▶ _GIVEN PROBLEM_: Pictures aside, quote the whole listing exactly.

--- begin ---

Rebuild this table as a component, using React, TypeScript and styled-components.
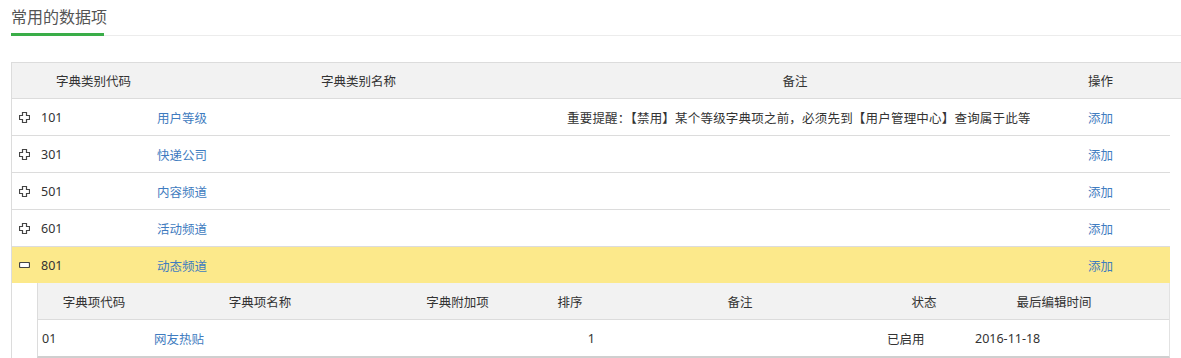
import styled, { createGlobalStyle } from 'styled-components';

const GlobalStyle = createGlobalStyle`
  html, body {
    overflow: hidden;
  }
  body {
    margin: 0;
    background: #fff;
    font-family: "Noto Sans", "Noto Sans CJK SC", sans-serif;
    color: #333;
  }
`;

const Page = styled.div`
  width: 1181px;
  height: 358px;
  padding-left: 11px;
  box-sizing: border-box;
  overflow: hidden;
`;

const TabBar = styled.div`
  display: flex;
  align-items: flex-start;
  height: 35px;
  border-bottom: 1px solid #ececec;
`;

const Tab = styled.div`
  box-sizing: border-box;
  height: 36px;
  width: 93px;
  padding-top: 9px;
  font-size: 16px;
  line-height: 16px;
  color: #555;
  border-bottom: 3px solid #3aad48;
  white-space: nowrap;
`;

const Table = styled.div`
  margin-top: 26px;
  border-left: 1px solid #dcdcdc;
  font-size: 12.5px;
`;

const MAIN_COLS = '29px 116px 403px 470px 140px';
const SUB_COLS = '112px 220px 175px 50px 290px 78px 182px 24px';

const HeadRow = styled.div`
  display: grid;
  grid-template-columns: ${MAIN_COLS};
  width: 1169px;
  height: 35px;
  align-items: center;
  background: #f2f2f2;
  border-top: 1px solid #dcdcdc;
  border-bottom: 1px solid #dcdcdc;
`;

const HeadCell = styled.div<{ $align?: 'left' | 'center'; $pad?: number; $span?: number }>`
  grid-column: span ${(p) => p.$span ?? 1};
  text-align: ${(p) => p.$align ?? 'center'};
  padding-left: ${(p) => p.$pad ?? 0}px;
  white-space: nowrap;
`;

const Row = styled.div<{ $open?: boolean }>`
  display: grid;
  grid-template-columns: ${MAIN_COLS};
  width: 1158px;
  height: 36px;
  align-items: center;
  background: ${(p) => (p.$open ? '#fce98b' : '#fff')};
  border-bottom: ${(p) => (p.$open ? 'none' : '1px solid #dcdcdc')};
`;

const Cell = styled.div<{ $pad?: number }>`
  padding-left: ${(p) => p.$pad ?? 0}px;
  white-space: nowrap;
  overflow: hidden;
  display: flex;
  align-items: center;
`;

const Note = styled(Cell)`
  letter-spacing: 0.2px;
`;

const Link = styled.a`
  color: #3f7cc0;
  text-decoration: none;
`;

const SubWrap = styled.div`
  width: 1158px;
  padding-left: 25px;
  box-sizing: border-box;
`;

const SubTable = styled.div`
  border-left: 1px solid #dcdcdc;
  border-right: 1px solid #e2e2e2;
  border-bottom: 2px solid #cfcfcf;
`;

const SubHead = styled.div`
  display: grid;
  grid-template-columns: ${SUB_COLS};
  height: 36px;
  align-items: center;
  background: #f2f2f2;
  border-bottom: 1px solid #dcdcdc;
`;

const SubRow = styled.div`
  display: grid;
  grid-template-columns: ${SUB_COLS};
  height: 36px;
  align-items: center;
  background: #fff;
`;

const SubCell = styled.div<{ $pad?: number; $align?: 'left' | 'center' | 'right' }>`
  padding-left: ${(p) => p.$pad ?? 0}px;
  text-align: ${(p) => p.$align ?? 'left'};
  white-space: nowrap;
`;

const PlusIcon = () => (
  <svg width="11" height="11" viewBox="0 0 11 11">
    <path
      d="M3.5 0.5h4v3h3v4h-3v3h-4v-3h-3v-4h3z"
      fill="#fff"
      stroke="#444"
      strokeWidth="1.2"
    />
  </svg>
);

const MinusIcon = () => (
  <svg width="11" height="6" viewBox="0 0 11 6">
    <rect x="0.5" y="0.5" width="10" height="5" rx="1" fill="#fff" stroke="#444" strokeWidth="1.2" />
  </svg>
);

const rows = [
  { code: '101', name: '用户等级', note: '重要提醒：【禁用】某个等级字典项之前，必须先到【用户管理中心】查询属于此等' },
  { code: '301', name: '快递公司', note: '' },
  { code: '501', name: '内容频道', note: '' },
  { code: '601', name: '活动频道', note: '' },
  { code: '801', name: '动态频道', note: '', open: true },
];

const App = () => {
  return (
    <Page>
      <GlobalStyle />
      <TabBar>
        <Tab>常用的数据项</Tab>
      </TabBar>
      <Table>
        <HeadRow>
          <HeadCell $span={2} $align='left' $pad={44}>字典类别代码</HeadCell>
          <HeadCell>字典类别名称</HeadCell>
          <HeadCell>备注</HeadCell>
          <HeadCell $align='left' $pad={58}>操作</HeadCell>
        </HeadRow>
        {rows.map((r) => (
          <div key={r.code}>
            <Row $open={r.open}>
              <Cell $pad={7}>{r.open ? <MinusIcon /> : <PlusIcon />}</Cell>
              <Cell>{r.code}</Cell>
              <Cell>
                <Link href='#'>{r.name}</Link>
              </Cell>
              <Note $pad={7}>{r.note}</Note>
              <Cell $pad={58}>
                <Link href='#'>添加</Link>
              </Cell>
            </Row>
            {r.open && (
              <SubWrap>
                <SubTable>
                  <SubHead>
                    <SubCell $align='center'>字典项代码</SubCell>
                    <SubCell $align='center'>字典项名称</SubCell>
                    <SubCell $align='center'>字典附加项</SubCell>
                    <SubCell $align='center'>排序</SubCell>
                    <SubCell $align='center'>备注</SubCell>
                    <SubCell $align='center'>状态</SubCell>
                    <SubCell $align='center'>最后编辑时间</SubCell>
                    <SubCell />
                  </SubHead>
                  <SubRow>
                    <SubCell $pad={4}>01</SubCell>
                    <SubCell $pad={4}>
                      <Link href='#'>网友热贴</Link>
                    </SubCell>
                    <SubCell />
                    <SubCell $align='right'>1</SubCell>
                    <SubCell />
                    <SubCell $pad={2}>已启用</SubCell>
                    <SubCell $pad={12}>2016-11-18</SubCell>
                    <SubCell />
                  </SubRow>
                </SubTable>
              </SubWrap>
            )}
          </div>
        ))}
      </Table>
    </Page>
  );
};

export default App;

--- end ---

▶ _TASK RESULT_:
Rebuild this table as a component, using React, TypeScript and styled-components.
import styled, { createGlobalStyle } from 'styled-components';

const GlobalStyle = createGlobalStyle`
  html, body {
    overflow: hidden;
  }
  body {
    margin: 0;
    background: #fff;
    font-family: "Noto Sans", "Noto Sans CJK SC", sans-serif;
    color: #333;
  }
`;

const Page = styled.div`
  width: 1181px;
  height: 358px;
  padding-left: 11px;
  box-sizing: border-box;
  overflow: hidden;
`;

const TabBar = styled.div`
  display: flex;
  align-items: flex-start;
  height: 35px;
  border-bottom: 1px solid #ececec;
`;

const Tab = styled.div`
  box-sizing: border-box;
  height: 36px;
  width: 93px;
  padding-top: 9px;
  font-size: 16px;
  line-height: 16px;
  color: #555;
  border-bottom: 3px solid #3aad48;
  white-space: nowrap;
`;

const Table = styled.div`
  margin-top: 26px;
  border-left: 1px solid #dcdcdc;
  font-size: 12.5px;
`;

const MAIN_COLS = '29px 116px 403px 470px 140px';
const SUB_COLS = '112px 220px 175px 50px 290px 78px 182px 24px';

const HeadRow = styled.div`
  display: grid;
  grid-template-columns: ${MAIN_COLS};
  width: 1169px;
  height: 35px;
  align-items: center;
  background: #f2f2f2;
  border-top: 1px solid #dcdcdc;
  border-bottom: 1px solid #dcdcdc;
`;

const HeadCell = styled.div<{ $align?: 'left' | 'center'; $pad?: number; $span?: number }>`
  grid-column: span ${(p) => p.$span ?? 1};
  text-align: ${(p) => p.$align ?? 'center'};
  padding-left: ${(p) => p.$pad ?? 0}px;
  white-space: nowrap;
`;

const Row = styled.div<{ $open?: boolean }>`
  display: grid;
  grid-template-columns: ${MAIN_COLS};
  width: 1158px;
  height: 36px;
  align-items: center;
  background: ${(p) => (p.$open ? '#fce98b' : '#fff')};
  border-bottom: ${(p) => (p.$open ? 'none' : '1px solid #dcdcdc')};
`;

const Cell = styled.div<{ $pad?: number }>`
  padding-left: ${(p) => p.$pad ?? 0}px;
  white-space: nowrap;
  overflow: hidden;
  display: flex;
  align-items: center;
`;

const Note = styled(Cell)`
  letter-spacing: 0.2px;
`;

const Link = styled.a`
  color: #3f7cc0;
  text-decoration: none;
`;

const SubWrap = styled.div`
  width: 1158px;
  padding-left: 25px;
  box-sizing: border-box;
`;

const SubTable = styled.div`
  border-left: 1px solid #dcdcdc;
  border-right: 1px solid #e2e2e2;
  border-bottom: 2px solid #cfcfcf;
`;

const SubHead = styled.div`
  display: grid;
  grid-template-columns: ${SUB_COLS};
  height: 36px;
  align-items: center;
  background: #f2f2f2;
  border-bottom: 1px solid #dcdcdc;
`;

const SubRow = styled.div`
  display: grid;
  grid-template-columns: ${SUB_COLS};
  height: 36px;
  align-items: center;
  background: #fff;
`;

const SubCell = styled.div<{ $pad?: number; $align?: 'left' | 'center' | 'right' }>`
  padding-left: ${(p) => p.$pad ?? 0}px;
  text-align: ${(p) => p.$align ?? 'left'};
  white-space: nowrap;
`;

const PlusIcon = () => (
  <svg width="11" height="11" viewBox="0 0 11 11">
    <path
      d="M3.5 0.5h4v3h3v4h-3v3h-4v-3h-3v-4h3z"
      fill="#fff"
      stroke="#444"
      strokeWidth="1.2"
    />
  </svg>
);

const MinusIcon = () => (
  <svg width="11" height="6" viewBox="0 0 11 6">
    <rect x="0.5" y="0.5" width="10" height="5" rx="1" fill="#fff" stroke="#444" strokeWidth="1.2" />
  </svg>
);

const rows = [
  { code: '101', name: '用户等级', note: '重要提醒：【禁用】某个等级字典项之前，必须先到【用户管理中心】查询属于此等' },
  { code: '301', name: '快递公司', note: '' },
  { code: '501', name: '内容频道', note: '' },
  { code: '601', name: '活动频道', note: '' },
  { code: '801', name: '动态频道', note: '', open: true },
];

const App = () => {
  return (
    <Page>
      <GlobalStyle />
      <TabBar>
        <Tab>常用的数据项</Tab>
      </TabBar>
      <Table>
        <HeadRow>
          <HeadCell $span={2} $align='left' $pad={44}>字典类别代码</HeadCell>
          <HeadCell>字典类别名称</HeadCell>
          <HeadCell>备注</HeadCell>
          <HeadCell $align='left' $pad={58}>操作</HeadCell>
        </HeadRow>
        {rows.map((r) => (
          <div key={r.code}>
            <Row $open={r.open}>
              <Cell $pad={7}>{r.open ? <MinusIcon /> : <PlusIcon />}</Cell>
              <Cell>{r.code}</Cell>
              <Cell>
                <Link href='#'>{r.name}</Link>
              </Cell>
              <Note $pad={7}>{r.note}</Note>
              <Cell $pad={58}>
                <Link href='#'>添加</Link>
              </Cell>
            </Row>
            {r.open && (
              <SubWrap>
                <SubTable>
                  <SubHead>
                    <SubCell $align='center'>字典项代码</SubCell>
                    <SubCell $align='center'>字典项名称</SubCell>
                    <SubCell $align='center'>字典附加项</SubCell>
                    <SubCell $align='center'>排序</SubCell>
                    <SubCell $align='center'>备注</SubCell>
                    <SubCell $align='center'>状态</SubCell>
                    <SubCell $align='center'>最后编辑时间</SubCell>
                    <SubCell />
                  </SubHead>
                  <SubRow>
                    <SubCell $pad={4}>01</SubCell>
                    <SubCell $pad={4}>
                      <Link href='#'>网友热贴</Link>
                    </SubCell>
                    <SubCell />
                    <SubCell $align='right'>1</SubCell>
                    <SubCell />
                    <SubCell $pad={2}>已启用</SubCell>
                    <SubCell $pad={12}>2016-11-18</SubCell>
                    <SubCell />
                  </SubRow>
                </SubTable>
              </SubWrap>
            )}
          </div>
        ))}
      </Table>
    </Page>
  );
};

export default App;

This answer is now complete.